== DATA EXTRACT ==

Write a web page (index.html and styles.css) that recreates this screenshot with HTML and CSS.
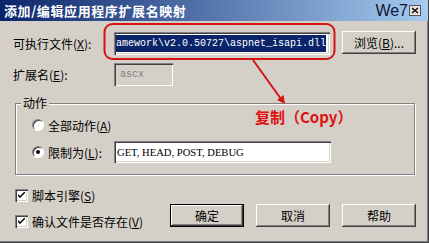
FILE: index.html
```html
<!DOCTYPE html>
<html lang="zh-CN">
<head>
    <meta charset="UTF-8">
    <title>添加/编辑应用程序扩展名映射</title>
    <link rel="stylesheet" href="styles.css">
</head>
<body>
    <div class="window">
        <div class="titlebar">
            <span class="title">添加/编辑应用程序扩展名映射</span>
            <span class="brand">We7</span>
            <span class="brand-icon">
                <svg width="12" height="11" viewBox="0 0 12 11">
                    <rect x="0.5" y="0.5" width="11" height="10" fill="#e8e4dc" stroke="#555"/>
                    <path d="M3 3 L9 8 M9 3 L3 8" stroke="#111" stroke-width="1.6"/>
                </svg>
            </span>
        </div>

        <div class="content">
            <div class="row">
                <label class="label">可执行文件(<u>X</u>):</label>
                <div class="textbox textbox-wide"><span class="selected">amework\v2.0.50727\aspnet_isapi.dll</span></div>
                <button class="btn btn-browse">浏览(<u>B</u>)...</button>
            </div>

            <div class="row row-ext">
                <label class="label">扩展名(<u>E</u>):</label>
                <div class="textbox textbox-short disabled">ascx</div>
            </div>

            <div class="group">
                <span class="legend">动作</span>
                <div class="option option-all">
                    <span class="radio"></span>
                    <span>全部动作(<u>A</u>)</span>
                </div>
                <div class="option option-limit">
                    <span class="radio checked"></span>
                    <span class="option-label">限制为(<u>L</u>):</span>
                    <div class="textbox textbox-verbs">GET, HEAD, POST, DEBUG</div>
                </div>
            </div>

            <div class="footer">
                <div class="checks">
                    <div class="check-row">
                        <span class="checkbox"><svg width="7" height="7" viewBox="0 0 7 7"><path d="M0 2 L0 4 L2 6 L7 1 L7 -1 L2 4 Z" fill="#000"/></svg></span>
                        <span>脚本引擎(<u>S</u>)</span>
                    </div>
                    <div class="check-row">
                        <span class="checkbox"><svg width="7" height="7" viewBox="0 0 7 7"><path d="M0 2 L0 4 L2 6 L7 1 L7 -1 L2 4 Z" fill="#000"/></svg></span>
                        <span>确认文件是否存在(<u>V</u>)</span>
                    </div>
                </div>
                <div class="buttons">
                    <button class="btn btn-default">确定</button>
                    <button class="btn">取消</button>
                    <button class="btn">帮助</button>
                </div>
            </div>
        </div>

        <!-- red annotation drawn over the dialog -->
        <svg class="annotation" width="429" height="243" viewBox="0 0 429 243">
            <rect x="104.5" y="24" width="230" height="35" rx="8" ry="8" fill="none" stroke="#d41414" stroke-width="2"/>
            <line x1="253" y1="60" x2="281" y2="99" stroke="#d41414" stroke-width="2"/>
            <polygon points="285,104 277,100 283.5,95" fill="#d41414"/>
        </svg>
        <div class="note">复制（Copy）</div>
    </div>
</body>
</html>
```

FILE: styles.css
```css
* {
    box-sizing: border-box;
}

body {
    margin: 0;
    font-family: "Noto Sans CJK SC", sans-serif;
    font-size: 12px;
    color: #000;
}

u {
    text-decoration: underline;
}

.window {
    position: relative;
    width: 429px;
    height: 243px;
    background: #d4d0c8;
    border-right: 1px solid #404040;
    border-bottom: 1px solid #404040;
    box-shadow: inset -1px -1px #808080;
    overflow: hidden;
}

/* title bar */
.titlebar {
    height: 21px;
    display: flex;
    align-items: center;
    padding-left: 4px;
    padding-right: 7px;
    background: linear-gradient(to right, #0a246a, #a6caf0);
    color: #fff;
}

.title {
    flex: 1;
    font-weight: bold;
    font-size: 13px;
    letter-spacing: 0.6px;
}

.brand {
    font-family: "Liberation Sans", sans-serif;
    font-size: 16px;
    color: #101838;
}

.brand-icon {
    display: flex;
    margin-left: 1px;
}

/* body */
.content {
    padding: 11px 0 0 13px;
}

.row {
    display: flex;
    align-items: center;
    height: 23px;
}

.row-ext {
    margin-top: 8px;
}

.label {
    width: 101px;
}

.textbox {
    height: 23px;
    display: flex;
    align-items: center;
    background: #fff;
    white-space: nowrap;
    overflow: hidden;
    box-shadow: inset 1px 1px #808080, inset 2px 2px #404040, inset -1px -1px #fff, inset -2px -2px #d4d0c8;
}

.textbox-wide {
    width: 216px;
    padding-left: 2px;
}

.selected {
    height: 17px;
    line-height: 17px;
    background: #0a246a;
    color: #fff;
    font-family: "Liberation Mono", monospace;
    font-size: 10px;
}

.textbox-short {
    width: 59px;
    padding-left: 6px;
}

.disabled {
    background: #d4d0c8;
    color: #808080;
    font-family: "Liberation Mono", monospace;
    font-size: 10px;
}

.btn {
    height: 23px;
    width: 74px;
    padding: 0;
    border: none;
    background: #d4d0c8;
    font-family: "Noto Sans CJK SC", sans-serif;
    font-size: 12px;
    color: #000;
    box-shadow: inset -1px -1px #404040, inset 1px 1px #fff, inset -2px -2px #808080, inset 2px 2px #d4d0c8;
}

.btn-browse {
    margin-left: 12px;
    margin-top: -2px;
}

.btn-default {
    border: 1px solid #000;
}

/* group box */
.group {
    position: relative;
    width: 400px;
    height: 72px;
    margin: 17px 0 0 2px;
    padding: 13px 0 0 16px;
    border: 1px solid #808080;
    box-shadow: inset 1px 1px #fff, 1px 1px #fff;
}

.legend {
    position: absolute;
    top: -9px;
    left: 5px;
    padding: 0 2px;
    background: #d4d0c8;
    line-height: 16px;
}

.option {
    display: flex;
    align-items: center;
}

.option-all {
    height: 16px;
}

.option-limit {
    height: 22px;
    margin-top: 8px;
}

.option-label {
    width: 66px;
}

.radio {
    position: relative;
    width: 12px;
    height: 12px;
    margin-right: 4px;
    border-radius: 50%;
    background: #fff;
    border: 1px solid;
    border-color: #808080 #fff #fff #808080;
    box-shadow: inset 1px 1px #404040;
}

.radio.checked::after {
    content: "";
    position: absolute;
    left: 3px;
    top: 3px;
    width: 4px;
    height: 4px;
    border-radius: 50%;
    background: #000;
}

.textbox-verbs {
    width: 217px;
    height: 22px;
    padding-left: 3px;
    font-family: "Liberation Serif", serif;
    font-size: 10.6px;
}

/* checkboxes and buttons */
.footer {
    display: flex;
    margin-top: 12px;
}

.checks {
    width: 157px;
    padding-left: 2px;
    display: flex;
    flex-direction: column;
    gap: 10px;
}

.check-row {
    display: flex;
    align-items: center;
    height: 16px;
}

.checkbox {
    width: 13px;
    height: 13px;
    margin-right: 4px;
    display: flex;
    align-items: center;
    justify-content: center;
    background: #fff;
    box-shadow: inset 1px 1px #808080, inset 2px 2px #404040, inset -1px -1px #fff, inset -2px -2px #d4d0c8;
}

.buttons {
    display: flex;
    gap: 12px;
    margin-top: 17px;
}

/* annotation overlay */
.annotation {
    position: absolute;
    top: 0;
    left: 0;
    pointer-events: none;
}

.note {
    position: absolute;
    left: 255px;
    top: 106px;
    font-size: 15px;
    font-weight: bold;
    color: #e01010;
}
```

===

◆ **EXERCISE OBJECTIVE**
Return the material word for word. Pictures are not part of the copy.

◆ **RESPONSE**
Write a web page (index.html and styles.css) that recreates this screenshot with HTML and CSS.
FILE: index.html
```html
<!DOCTYPE html>
<html lang="zh-CN">
<head>
    <meta charset="UTF-8">
    <title>添加/编辑应用程序扩展名映射</title>
    <link rel="stylesheet" href="styles.css">
</head>
<body>
    <div class="window">
        <div class="titlebar">
            <span class="title">添加/编辑应用程序扩展名映射</span>
            <span class="brand">We7</span>
            <span class="brand-icon">
                <svg width="12" height="11" viewBox="0 0 12 11">
                    <rect x="0.5" y="0.5" width="11" height="10" fill="#e8e4dc" stroke="#555"/>
                    <path d="M3 3 L9 8 M9 3 L3 8" stroke="#111" stroke-width="1.6"/>
                </svg>
            </span>
        </div>

        <div class="content">
            <div class="row">
                <label class="label">可执行文件(<u>X</u>):</label>
                <div class="textbox textbox-wide"><span class="selected">amework\v2.0.50727\aspnet_isapi.dll</span></div>
                <button class="btn btn-browse">浏览(<u>B</u>)...</button>
            </div>

            <div class="row row-ext">
                <label class="label">扩展名(<u>E</u>):</label>
                <div class="textbox textbox-short disabled">ascx</div>
            </div>

            <div class="group">
                <span class="legend">动作</span>
                <div class="option option-all">
                    <span class="radio"></span>
                    <span>全部动作(<u>A</u>)</span>
                </div>
                <div class="option option-limit">
                    <span class="radio checked"></span>
                    <span class="option-label">限制为(<u>L</u>):</span>
                    <div class="textbox textbox-verbs">GET, HEAD, POST, DEBUG</div>
                </div>
            </div>

            <div class="footer">
                <div class="checks">
                    <div class="check-row">
                        <span class="checkbox"><svg width="7" height="7" viewBox="0 0 7 7"><path d="M0 2 L0 4 L2 6 L7 1 L7 -1 L2 4 Z" fill="#000"/></svg></span>
                        <span>脚本引擎(<u>S</u>)</span>
                    </div>
                    <div class="check-row">
                        <span class="checkbox"><svg width="7" height="7" viewBox="0 0 7 7"><path d="M0 2 L0 4 L2 6 L7 1 L7 -1 L2 4 Z" fill="#000"/></svg></span>
                        <span>确认文件是否存在(<u>V</u>)</span>
                    </div>
                </div>
                <div class="buttons">
                    <button class="btn btn-default">确定</button>
                    <button class="btn">取消</button>
                    <button class="btn">帮助</button>
                </div>
            </div>
        </div>

        <!-- red annotation drawn over the dialog -->
        <svg class="annotation" width="429" height="243" viewBox="0 0 429 243">
            <rect x="104.5" y="24" width="230" height="35" rx="8" ry="8" fill="none" stroke="#d41414" stroke-width="2"/>
            <line x1="253" y1="60" x2="281" y2="99" stroke="#d41414" stroke-width="2"/>
            <polygon points="285,104 277,100 283.5,95" fill="#d41414"/>
        </svg>
        <div class="note">复制（Copy）</div>
    </div>
</body>
</html>
```

FILE: styles.css
```css
* {
    box-sizing: border-box;
}

body {
    margin: 0;
    font-family: "Noto Sans CJK SC", sans-serif;
    font-size: 12px;
    color: #000;
}

u {
    text-decoration: underline;
}

.window {
    position: relative;
    width: 429px;
    height: 243px;
    background: #d4d0c8;
    border-right: 1px solid #404040;
    border-bottom: 1px solid #404040;
    box-shadow: inset -1px -1px #808080;
    overflow: hidden;
}

/* title bar */
.titlebar {
    height: 21px;
    display: flex;
    align-items: center;
    padding-left: 4px;
    padding-right: 7px;
    background: linear-gradient(to right, #0a246a, #a6caf0);
    color: #fff;
}

.title {
    flex: 1;
    font-weight: bold;
    font-size: 13px;
    letter-spacing: 0.6px;
}

.brand {
    font-family: "Liberation Sans", sans-serif;
    font-size: 16px;
    color: #101838;
}

.brand-icon {
    display: flex;
    margin-left: 1px;
}

/* body */
.content {
    padding: 11px 0 0 13px;
}

.row {
    display: flex;
    align-items: center;
    height: 23px;
}

.row-ext {
    margin-top: 8px;
}

.label {
    width: 101px;
}

.textbox {
    height: 23px;
    display: flex;
    align-items: center;
    background: #fff;
    white-space: nowrap;
    overflow: hidden;
    box-shadow: inset 1px 1px #808080, inset 2px 2px #404040, inset -1px -1px #fff, inset -2px -2px #d4d0c8;
}

.textbox-wide {
    width: 216px;
    padding-left: 2px;
}

.selected {
    height: 17px;
    line-height: 17px;
    background: #0a246a;
    color: #fff;
    font-family: "Liberation Mono", monospace;
    font-size: 10px;
}

.textbox-short {
    width: 59px;
    padding-left: 6px;
}

.disabled {
    background: #d4d0c8;
    color: #808080;
    font-family: "Liberation Mono", monospace;
    font-size: 10px;
}

.btn {
    height: 23px;
    width: 74px;
    padding: 0;
    border: none;
    background: #d4d0c8;
    font-family: "Noto Sans CJK SC", sans-serif;
    font-size: 12px;
    color: #000;
    box-shadow: inset -1px -1px #404040, inset 1px 1px #fff, inset -2px -2px #808080, inset 2px 2px #d4d0c8;
}

.btn-browse {
    margin-left: 12px;
    margin-top: -2px;
}

.btn-default {
    border: 1px solid #000;
}

/* group box */
.group {
    position: relative;
    width: 400px;
    height: 72px;
    margin: 17px 0 0 2px;
    padding: 13px 0 0 16px;
    border: 1px solid #808080;
    box-shadow: inset 1px 1px #fff, 1px 1px #fff;
}

.legend {
    position: absolute;
    top: -9px;
    left: 5px;
    padding: 0 2px;
    background: #d4d0c8;
    line-height: 16px;
}

.option {
    display: flex;
    align-items: center;
}

.option-all {
    height: 16px;
}

.option-limit {
    height: 22px;
    margin-top: 8px;
}

.option-label {
    width: 66px;
}

.radio {
    position: relative;
    width: 12px;
    height: 12px;
    margin-right: 4px;
    border-radius: 50%;
    background: #fff;
    border: 1px solid;
    border-color: #808080 #fff #fff #808080;
    box-shadow: inset 1px 1px #404040;
}

.radio.checked::after {
    content: "";
    position: absolute;
    left: 3px;
    top: 3px;
    width: 4px;
    height: 4px;
    border-radius: 50%;
    background: #000;
}

.textbox-verbs {
    width: 217px;
    height: 22px;
    padding-left: 3px;
    font-family: "Liberation Serif", serif;
    font-size: 10.6px;
}

/* checkboxes and buttons */
.footer {
    display: flex;
    margin-top: 12px;
}

.checks {
    width: 157px;
    padding-left: 2px;
    display: flex;
    flex-direction: column;
    gap: 10px;
}

.check-row {
    display: flex;
    align-items: center;
    height: 16px;
}

.checkbox {
    width: 13px;
    height: 13px;
    margin-right: 4px;
    display: flex;
    align-items: center;
    justify-content: center;
    background: #fff;
    box-shadow: inset 1px 1px #808080, inset 2px 2px #404040, inset -1px -1px #fff, inset -2px -2px #d4d0c8;
}

.buttons {
    display: flex;
    gap: 12px;
    margin-top: 17px;
}

/* annotation overlay */
.annotation {
    position: absolute;
    top: 0;
    left: 0;
    pointer-events: none;
}

.note {
    position: absolute;
    left: 255px;
    top: 106px;
    font-size: 15px;
    font-weight: bold;
    color: #e01010;
}
```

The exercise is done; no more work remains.